Output the first line of the listing and each line after it, up to and including the line that contains "type IconName = 'calendar'", exactly as written, minus the pictures.

# start of Dataset section

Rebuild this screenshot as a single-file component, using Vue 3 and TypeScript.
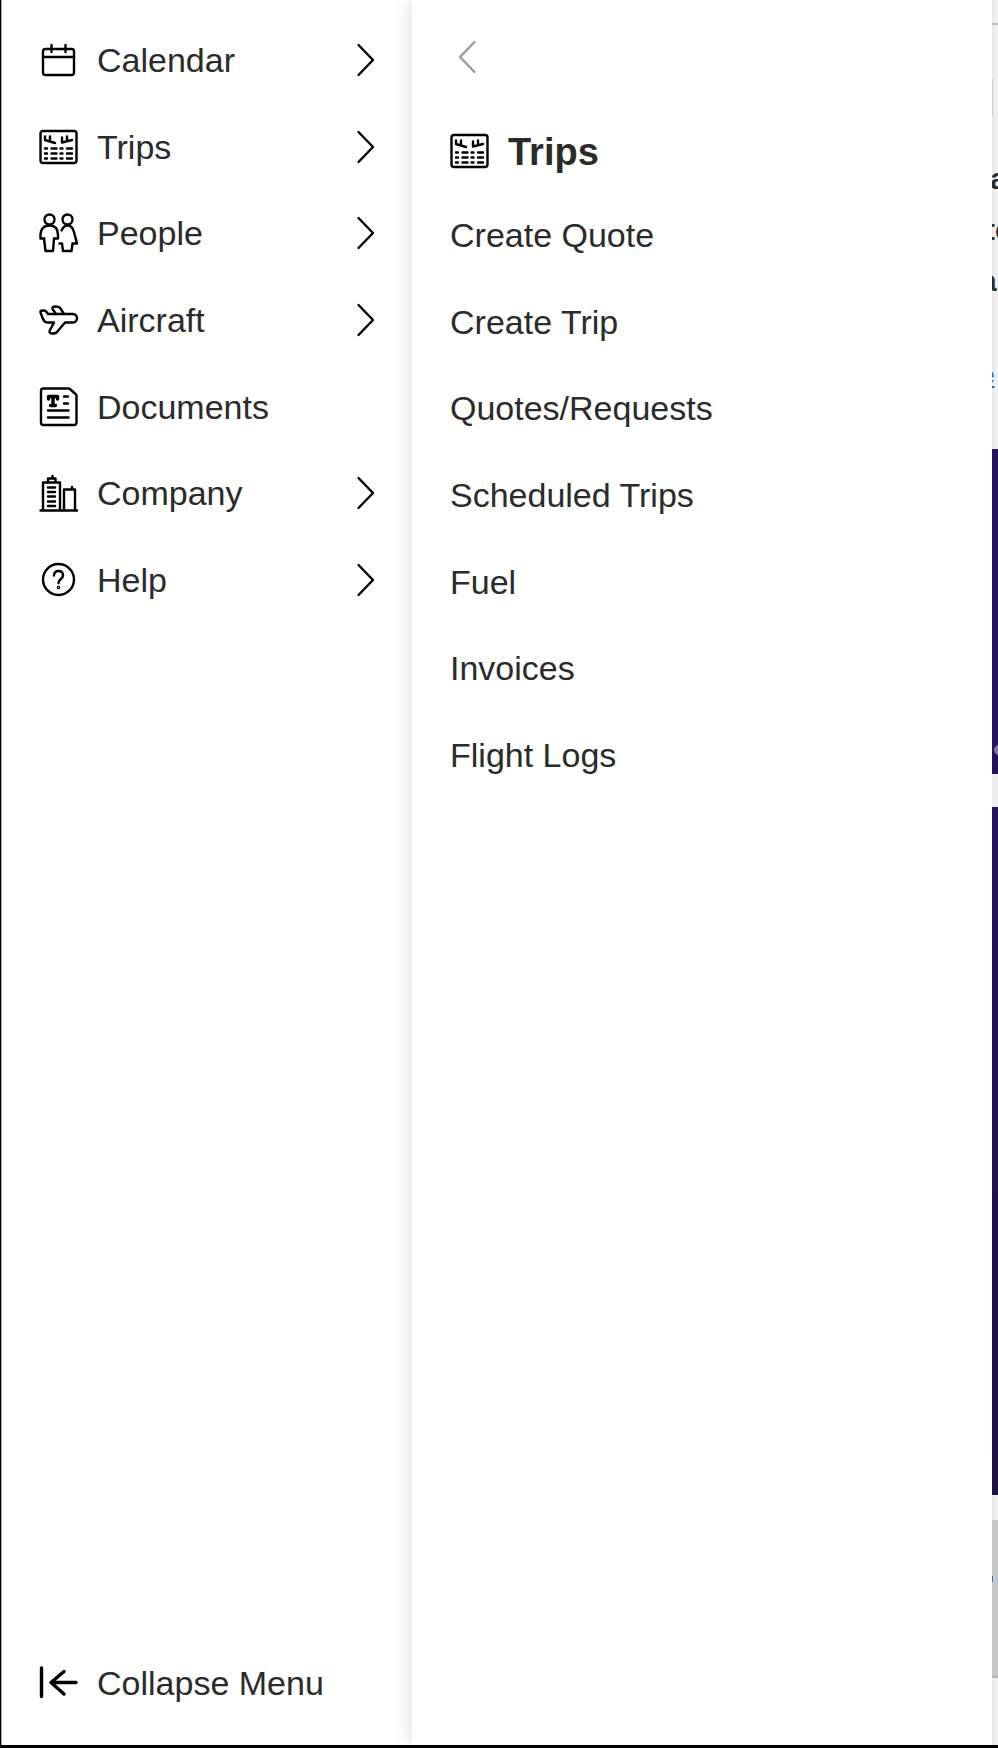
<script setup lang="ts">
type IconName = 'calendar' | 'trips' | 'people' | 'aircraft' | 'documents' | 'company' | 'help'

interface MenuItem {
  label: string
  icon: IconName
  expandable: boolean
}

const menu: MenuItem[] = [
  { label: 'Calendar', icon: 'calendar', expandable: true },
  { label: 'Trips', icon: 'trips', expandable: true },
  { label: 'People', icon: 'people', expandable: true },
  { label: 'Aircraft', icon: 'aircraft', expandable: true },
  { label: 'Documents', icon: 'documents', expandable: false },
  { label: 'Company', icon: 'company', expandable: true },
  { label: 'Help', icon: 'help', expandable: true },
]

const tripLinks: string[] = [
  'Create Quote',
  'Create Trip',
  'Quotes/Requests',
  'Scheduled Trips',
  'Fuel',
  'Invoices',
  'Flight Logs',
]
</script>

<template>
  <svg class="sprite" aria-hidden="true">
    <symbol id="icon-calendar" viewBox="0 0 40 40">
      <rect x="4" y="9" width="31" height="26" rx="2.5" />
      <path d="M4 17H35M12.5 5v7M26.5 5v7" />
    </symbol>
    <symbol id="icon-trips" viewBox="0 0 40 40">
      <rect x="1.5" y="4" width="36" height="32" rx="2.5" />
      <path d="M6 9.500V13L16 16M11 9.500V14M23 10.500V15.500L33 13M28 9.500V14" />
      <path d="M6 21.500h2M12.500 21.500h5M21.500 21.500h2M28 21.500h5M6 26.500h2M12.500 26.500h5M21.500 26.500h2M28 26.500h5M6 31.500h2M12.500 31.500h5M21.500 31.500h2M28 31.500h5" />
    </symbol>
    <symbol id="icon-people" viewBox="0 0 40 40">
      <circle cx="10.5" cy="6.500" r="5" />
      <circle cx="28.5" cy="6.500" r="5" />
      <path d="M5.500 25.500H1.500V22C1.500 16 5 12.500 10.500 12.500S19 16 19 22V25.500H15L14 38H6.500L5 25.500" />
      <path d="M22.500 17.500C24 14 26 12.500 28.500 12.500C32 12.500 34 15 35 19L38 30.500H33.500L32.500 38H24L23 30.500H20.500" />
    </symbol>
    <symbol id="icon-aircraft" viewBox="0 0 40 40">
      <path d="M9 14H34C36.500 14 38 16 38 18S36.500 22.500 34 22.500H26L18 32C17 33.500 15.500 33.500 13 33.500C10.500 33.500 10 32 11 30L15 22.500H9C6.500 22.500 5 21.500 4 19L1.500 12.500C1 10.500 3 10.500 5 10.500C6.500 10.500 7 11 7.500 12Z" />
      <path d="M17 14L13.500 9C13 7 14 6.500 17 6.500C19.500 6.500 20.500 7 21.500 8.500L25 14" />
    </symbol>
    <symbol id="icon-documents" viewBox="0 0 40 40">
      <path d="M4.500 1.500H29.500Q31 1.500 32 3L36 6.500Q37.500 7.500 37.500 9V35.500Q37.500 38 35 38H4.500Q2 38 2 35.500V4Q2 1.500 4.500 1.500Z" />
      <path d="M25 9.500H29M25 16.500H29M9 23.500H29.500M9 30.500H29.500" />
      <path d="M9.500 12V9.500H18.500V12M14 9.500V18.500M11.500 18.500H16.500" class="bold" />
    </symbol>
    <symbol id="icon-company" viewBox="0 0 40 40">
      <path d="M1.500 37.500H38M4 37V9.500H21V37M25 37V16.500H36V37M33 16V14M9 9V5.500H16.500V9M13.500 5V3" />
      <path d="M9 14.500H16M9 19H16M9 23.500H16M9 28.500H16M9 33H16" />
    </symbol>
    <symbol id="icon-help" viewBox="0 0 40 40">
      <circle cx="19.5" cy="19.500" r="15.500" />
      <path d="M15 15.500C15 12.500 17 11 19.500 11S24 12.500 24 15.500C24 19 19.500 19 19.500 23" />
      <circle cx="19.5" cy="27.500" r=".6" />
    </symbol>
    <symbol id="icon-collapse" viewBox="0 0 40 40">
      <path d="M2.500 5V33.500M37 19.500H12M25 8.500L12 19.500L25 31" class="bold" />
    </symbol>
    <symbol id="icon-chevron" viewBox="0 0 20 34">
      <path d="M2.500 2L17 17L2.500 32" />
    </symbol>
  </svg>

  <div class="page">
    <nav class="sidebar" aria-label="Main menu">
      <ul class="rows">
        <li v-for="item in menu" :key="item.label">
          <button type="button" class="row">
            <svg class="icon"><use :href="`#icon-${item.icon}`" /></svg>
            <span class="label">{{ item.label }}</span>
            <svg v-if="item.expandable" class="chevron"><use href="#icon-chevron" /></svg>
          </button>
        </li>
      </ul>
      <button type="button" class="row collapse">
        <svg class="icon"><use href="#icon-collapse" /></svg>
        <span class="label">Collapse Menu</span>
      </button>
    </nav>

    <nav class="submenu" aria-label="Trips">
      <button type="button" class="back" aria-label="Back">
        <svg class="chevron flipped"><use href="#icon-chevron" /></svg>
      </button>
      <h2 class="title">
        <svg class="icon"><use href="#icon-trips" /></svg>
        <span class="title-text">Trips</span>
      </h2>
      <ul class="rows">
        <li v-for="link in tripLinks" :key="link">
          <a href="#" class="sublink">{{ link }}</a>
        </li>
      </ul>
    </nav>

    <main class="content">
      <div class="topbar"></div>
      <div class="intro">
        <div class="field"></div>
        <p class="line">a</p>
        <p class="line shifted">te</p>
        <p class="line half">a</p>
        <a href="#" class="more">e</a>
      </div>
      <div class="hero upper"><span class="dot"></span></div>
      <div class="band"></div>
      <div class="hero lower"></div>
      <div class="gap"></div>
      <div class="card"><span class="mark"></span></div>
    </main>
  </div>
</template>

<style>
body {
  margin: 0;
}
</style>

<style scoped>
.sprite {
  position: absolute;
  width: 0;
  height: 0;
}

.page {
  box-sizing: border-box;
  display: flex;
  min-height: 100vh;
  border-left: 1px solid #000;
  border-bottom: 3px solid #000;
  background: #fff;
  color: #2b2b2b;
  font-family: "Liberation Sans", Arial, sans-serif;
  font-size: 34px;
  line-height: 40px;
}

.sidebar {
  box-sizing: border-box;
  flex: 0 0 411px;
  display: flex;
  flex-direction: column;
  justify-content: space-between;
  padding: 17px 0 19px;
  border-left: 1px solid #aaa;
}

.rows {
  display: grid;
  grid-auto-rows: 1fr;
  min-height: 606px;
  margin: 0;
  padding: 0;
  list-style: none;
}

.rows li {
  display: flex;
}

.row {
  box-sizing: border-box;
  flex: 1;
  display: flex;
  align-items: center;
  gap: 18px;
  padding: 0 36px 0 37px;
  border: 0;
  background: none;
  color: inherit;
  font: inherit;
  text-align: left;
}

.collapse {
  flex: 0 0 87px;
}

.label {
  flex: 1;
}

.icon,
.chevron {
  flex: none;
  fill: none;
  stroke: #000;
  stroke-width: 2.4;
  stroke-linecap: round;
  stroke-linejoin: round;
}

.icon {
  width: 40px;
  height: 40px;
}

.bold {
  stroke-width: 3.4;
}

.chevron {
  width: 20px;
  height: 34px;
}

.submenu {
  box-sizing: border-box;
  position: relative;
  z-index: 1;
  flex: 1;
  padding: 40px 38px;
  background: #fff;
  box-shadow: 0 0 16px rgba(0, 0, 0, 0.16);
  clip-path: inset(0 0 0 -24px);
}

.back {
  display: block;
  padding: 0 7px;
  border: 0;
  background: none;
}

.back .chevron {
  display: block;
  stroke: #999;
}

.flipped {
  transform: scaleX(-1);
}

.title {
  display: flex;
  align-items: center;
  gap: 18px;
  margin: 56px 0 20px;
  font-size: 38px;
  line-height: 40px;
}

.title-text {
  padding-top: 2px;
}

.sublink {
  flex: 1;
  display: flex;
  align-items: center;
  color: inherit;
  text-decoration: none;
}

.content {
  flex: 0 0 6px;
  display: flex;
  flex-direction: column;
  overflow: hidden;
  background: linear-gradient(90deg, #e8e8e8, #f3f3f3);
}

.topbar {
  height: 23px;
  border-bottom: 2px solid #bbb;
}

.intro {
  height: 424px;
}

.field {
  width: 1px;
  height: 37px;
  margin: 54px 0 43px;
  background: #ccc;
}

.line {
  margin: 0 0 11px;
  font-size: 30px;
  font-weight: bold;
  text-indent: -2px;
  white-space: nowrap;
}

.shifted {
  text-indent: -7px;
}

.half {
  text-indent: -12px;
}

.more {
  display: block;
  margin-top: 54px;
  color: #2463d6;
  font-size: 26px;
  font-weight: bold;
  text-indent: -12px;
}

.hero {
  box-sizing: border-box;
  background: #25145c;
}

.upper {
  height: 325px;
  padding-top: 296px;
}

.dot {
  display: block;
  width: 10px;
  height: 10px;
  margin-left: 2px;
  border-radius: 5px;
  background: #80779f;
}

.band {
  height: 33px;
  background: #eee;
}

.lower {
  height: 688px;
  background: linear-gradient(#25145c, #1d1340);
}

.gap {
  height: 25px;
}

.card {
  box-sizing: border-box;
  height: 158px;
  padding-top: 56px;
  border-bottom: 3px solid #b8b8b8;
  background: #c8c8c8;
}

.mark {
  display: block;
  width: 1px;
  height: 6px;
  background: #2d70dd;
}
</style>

# end of Dataset section

| Output for this exercise |
Rebuild this screenshot as a single-file component, using Vue 3 and TypeScript.
<script setup lang="ts">
type IconName = 'calendar' | 'trips' | 'people' | 'aircraft' | 'documents' | 'company' | 'help'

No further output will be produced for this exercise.